Your output must consist solely of the lines from the "Write the React, TypeScript" line through the "import React from 'react';" line, exactly as written, without images.

Material provided:
[start]
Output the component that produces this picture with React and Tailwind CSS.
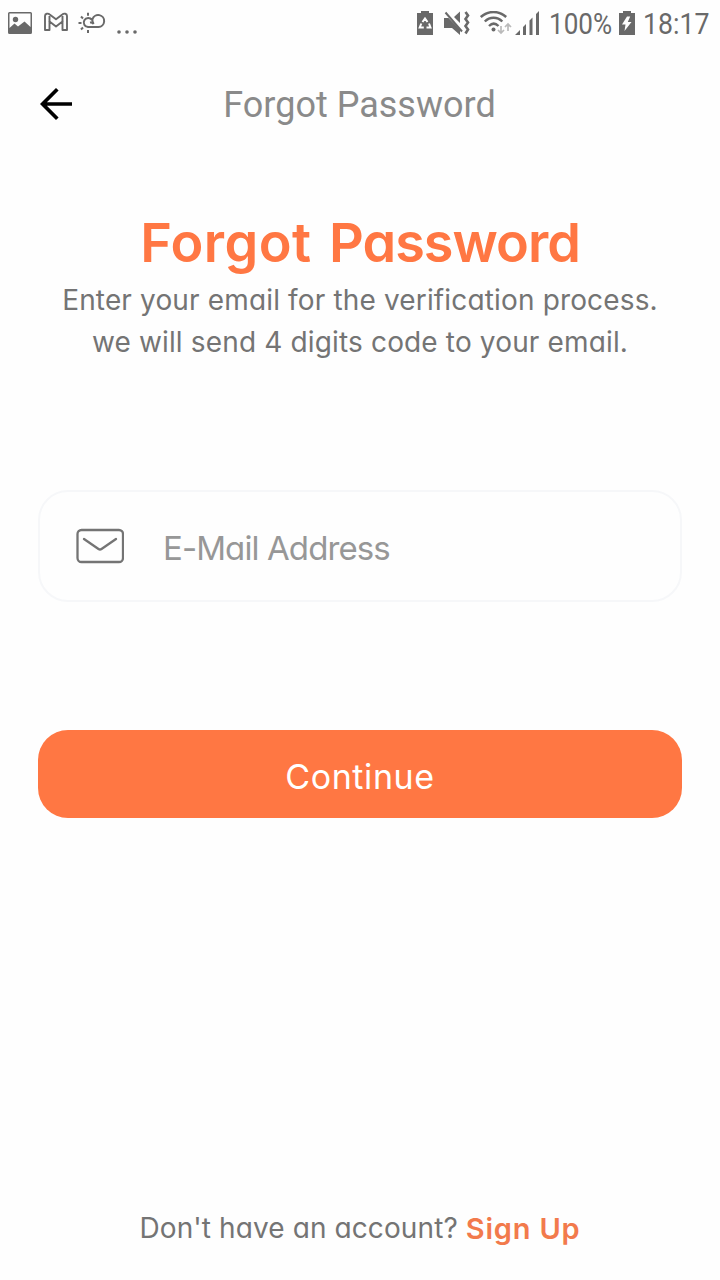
[end]
[start]
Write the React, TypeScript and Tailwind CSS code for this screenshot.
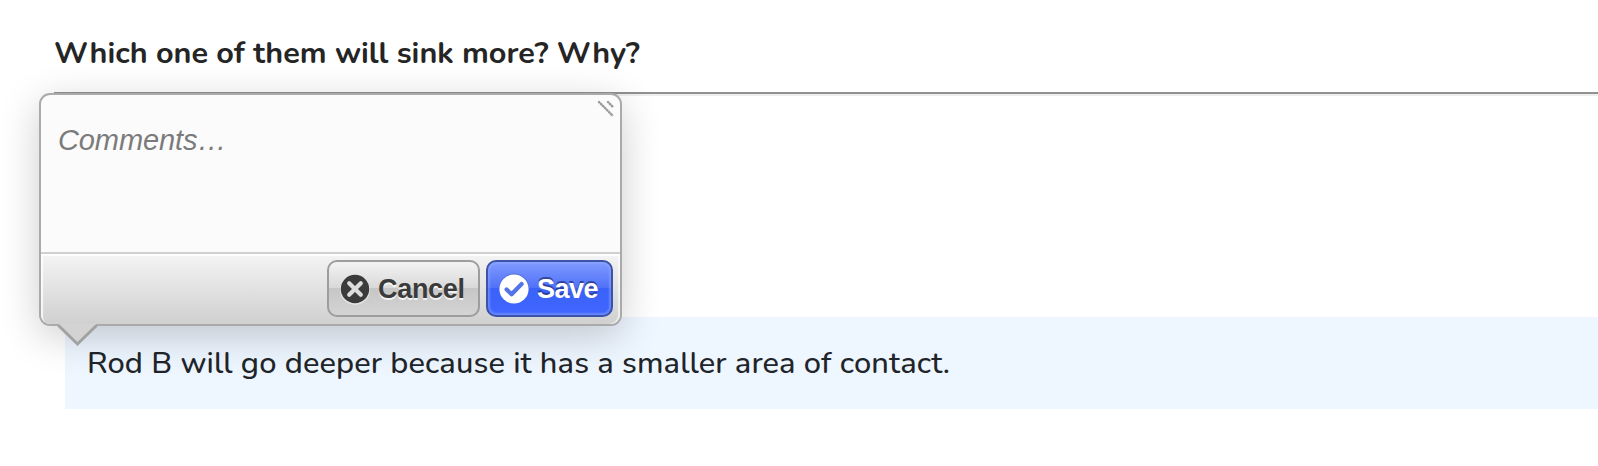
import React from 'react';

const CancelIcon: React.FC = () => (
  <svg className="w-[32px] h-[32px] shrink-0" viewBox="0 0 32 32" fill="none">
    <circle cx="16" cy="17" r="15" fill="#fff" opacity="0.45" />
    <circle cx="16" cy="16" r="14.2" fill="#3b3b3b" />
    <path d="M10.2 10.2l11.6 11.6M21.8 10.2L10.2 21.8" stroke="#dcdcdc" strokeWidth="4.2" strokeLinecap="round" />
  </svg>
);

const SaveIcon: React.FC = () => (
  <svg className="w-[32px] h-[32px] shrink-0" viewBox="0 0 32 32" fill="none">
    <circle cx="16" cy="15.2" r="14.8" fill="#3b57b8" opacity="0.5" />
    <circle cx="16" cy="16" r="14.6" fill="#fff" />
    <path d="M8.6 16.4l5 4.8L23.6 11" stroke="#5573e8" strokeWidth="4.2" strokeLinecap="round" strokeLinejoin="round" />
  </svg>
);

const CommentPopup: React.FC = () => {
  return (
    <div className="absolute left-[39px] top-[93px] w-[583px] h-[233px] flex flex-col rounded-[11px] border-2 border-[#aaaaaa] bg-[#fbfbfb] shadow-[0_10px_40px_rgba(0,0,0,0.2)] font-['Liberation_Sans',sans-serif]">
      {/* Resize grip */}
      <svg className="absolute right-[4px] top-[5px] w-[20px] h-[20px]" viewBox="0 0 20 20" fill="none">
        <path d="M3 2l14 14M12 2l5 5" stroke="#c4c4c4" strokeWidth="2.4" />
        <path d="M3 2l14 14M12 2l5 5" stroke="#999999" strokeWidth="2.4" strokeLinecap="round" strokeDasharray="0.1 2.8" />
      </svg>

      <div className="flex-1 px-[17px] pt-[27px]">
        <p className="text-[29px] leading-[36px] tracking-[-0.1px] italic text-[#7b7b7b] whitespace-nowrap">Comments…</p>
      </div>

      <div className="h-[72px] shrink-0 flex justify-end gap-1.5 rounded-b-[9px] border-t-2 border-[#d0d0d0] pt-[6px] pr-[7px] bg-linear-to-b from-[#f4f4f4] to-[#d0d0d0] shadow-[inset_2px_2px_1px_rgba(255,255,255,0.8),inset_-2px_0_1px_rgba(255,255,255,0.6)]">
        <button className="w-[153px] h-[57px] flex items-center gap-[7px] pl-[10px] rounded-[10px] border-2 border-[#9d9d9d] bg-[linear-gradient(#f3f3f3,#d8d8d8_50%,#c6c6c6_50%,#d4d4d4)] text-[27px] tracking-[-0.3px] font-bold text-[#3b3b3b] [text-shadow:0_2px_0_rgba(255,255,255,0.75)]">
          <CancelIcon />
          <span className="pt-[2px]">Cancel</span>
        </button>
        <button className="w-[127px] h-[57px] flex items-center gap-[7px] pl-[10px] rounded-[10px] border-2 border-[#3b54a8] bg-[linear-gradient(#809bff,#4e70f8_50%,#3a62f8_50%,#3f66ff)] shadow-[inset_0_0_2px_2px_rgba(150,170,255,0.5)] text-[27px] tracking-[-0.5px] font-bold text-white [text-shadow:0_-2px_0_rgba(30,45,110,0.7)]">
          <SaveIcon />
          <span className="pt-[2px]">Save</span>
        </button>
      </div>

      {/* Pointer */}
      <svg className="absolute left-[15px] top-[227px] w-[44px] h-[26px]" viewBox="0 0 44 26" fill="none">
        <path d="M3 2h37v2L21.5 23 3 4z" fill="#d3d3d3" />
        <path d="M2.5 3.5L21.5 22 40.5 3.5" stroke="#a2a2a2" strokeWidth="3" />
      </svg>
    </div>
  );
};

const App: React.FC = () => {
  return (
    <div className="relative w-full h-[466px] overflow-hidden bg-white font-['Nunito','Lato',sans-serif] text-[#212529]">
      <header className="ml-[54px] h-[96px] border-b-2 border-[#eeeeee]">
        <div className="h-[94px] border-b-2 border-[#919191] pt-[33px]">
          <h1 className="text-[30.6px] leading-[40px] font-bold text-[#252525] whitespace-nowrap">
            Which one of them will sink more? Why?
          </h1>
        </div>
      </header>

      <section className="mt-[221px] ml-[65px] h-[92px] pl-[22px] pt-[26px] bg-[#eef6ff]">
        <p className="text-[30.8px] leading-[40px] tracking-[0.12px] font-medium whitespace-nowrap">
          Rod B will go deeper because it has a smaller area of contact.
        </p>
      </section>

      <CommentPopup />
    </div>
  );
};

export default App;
[end]
[start]
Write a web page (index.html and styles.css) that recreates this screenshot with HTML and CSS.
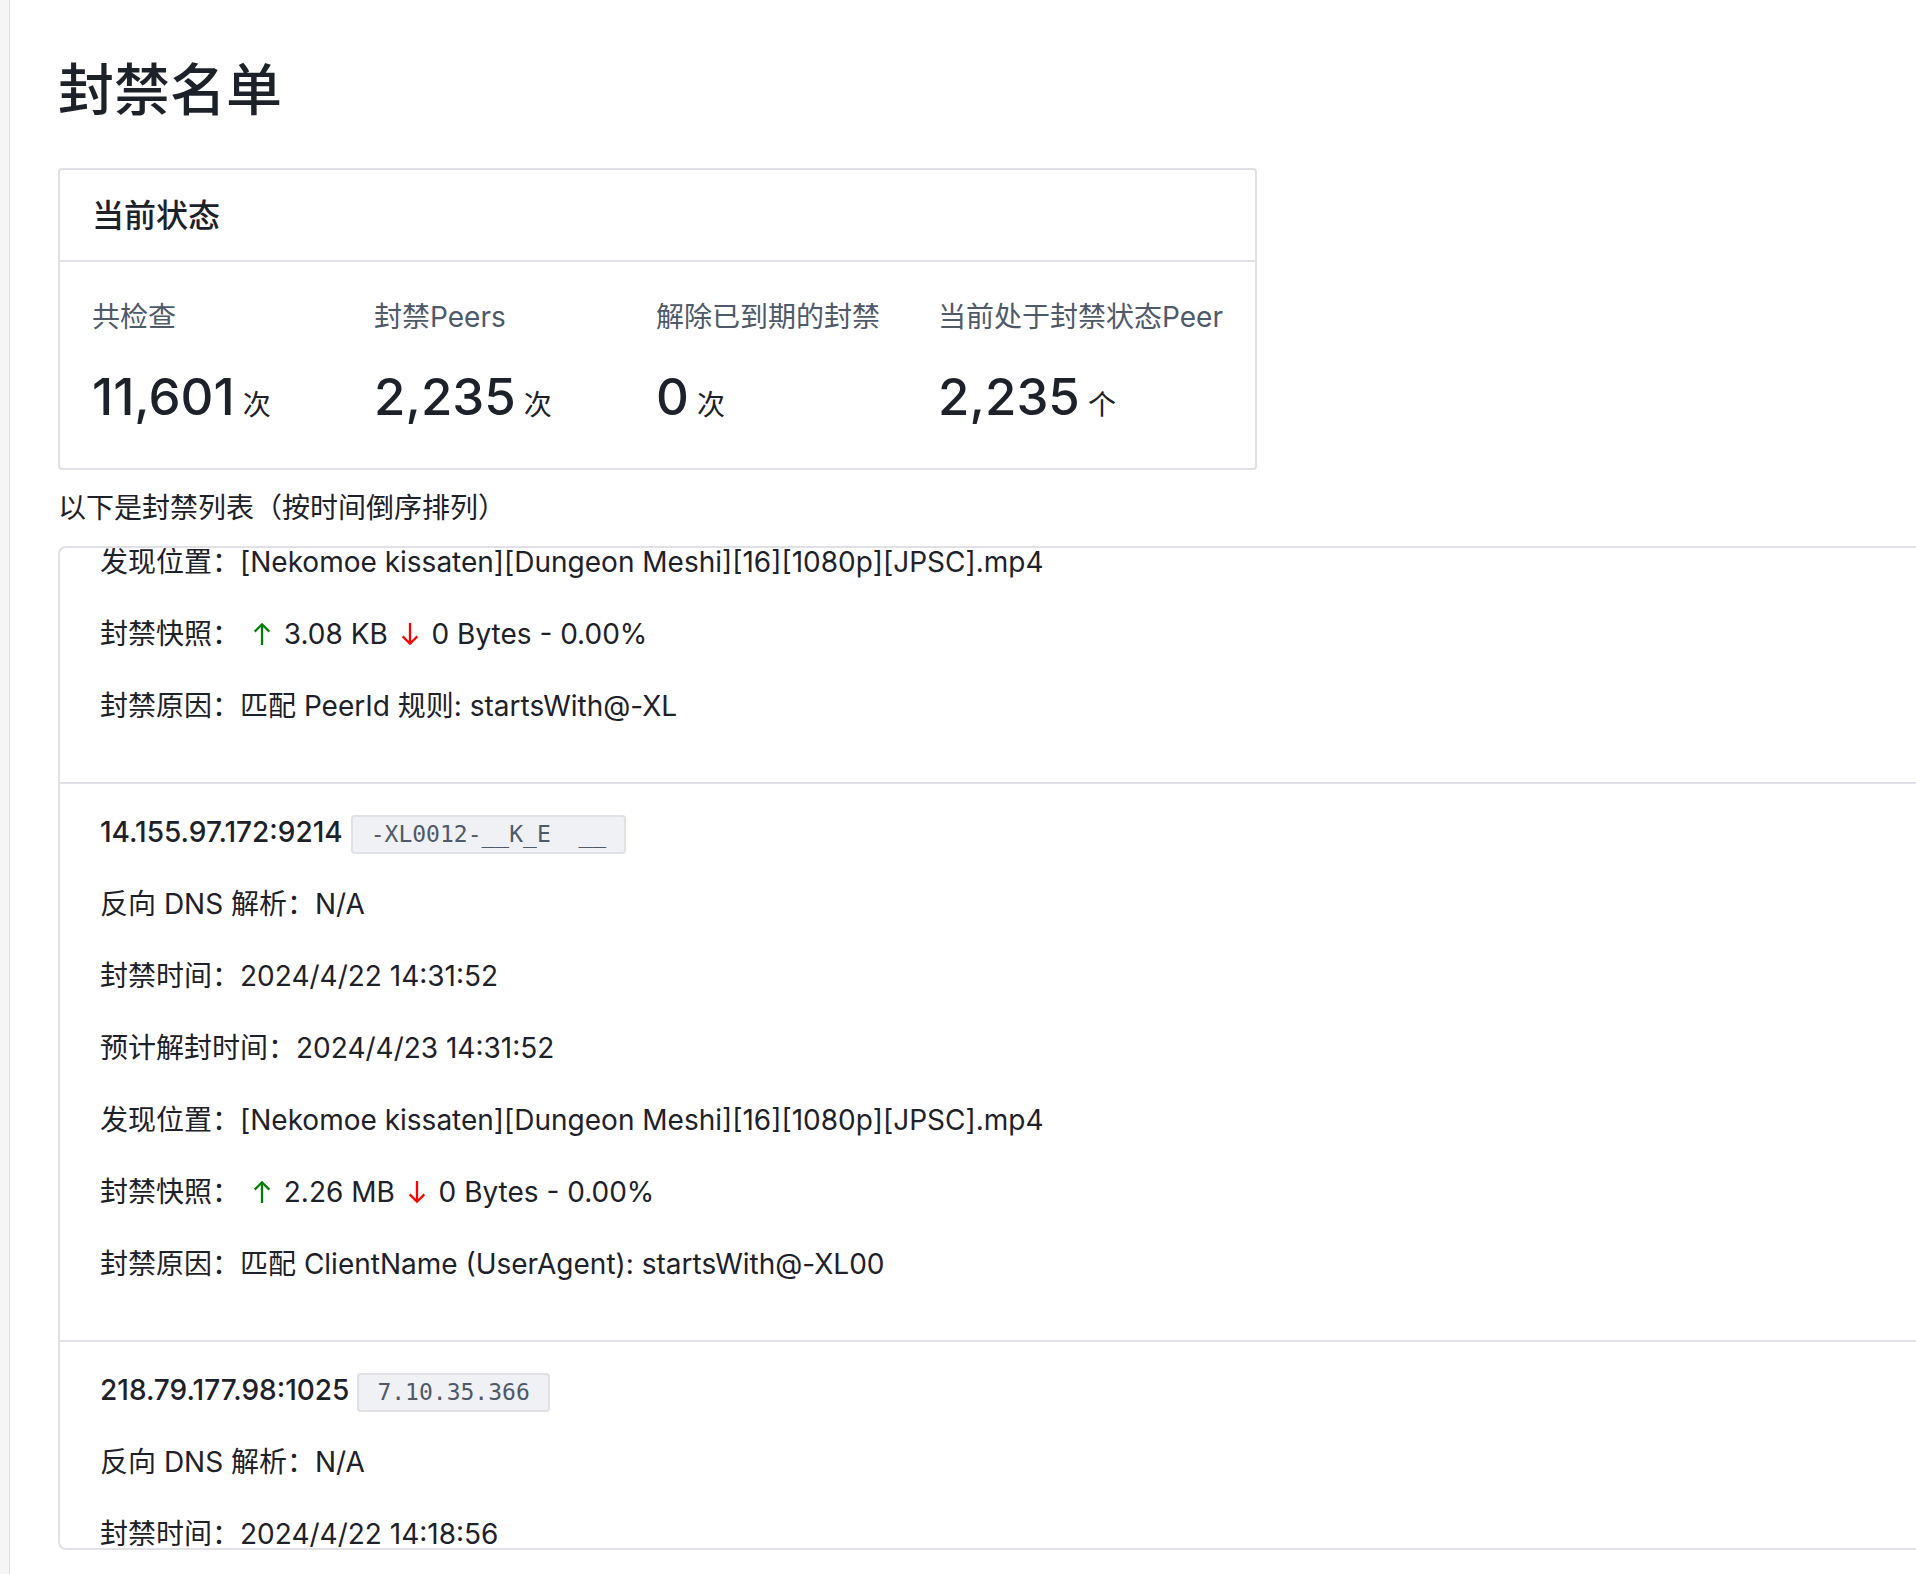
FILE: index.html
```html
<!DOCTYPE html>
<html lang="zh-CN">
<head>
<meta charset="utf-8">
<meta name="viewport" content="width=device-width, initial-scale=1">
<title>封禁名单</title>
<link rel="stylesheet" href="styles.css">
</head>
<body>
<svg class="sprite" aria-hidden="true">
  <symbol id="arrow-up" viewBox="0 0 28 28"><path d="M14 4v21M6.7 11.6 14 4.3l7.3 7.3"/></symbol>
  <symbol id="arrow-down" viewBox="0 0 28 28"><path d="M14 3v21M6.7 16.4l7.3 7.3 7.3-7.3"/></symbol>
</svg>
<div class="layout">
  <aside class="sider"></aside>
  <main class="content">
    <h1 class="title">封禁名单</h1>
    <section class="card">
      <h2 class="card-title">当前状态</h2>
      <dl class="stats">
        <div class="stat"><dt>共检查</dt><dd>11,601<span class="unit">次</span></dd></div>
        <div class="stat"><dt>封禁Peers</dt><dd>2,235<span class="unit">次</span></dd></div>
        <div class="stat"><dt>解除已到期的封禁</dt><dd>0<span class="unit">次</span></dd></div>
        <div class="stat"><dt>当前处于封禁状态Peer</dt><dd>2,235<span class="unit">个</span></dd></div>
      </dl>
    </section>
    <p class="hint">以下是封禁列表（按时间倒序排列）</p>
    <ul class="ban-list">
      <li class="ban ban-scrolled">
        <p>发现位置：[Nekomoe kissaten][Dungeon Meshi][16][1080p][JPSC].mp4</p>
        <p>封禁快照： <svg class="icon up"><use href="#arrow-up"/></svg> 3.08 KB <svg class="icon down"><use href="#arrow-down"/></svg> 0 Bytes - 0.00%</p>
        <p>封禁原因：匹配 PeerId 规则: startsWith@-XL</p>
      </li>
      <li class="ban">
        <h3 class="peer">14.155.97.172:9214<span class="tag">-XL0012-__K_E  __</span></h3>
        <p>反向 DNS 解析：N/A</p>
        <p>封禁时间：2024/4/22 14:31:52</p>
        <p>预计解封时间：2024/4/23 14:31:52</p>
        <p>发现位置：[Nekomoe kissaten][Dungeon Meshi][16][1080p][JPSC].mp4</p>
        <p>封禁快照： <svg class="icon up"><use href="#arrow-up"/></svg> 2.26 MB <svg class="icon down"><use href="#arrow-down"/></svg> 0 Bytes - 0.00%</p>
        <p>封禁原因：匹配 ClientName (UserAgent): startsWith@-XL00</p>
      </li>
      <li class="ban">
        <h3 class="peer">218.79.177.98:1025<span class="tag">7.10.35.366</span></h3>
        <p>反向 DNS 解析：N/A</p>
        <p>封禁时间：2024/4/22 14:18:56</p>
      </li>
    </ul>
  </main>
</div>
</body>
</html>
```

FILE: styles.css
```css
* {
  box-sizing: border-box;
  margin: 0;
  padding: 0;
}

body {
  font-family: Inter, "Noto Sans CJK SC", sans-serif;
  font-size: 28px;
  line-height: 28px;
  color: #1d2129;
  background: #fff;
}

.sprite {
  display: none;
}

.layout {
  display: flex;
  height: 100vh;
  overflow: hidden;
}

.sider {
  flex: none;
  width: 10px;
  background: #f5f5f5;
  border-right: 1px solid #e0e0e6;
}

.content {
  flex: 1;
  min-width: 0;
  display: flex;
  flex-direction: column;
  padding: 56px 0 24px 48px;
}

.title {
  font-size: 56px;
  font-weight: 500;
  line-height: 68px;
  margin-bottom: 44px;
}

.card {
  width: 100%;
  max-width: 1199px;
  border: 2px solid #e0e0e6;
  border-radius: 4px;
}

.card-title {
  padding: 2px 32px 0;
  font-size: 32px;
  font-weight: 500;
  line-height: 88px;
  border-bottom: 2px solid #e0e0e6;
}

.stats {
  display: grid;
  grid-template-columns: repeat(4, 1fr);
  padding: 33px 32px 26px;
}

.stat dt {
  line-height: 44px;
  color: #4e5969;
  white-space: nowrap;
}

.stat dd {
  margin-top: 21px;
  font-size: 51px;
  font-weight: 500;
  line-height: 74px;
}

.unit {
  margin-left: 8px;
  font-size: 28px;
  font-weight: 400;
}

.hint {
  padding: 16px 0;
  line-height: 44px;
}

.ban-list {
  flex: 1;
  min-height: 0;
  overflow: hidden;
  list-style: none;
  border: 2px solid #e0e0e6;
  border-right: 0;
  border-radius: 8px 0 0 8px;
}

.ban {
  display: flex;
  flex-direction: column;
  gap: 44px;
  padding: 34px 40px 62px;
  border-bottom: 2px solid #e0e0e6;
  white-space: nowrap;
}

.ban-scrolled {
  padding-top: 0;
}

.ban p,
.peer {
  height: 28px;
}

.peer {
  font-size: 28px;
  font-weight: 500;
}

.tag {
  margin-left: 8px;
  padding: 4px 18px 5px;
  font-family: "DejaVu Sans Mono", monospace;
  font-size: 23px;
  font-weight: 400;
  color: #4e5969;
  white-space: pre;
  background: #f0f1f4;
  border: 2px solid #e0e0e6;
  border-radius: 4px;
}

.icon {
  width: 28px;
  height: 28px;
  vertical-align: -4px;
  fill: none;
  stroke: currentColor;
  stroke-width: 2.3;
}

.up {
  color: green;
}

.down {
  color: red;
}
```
[end]
Solution to this exercise:
Write the React, TypeScript and Tailwind CSS code for this screenshot.
import React from 'react';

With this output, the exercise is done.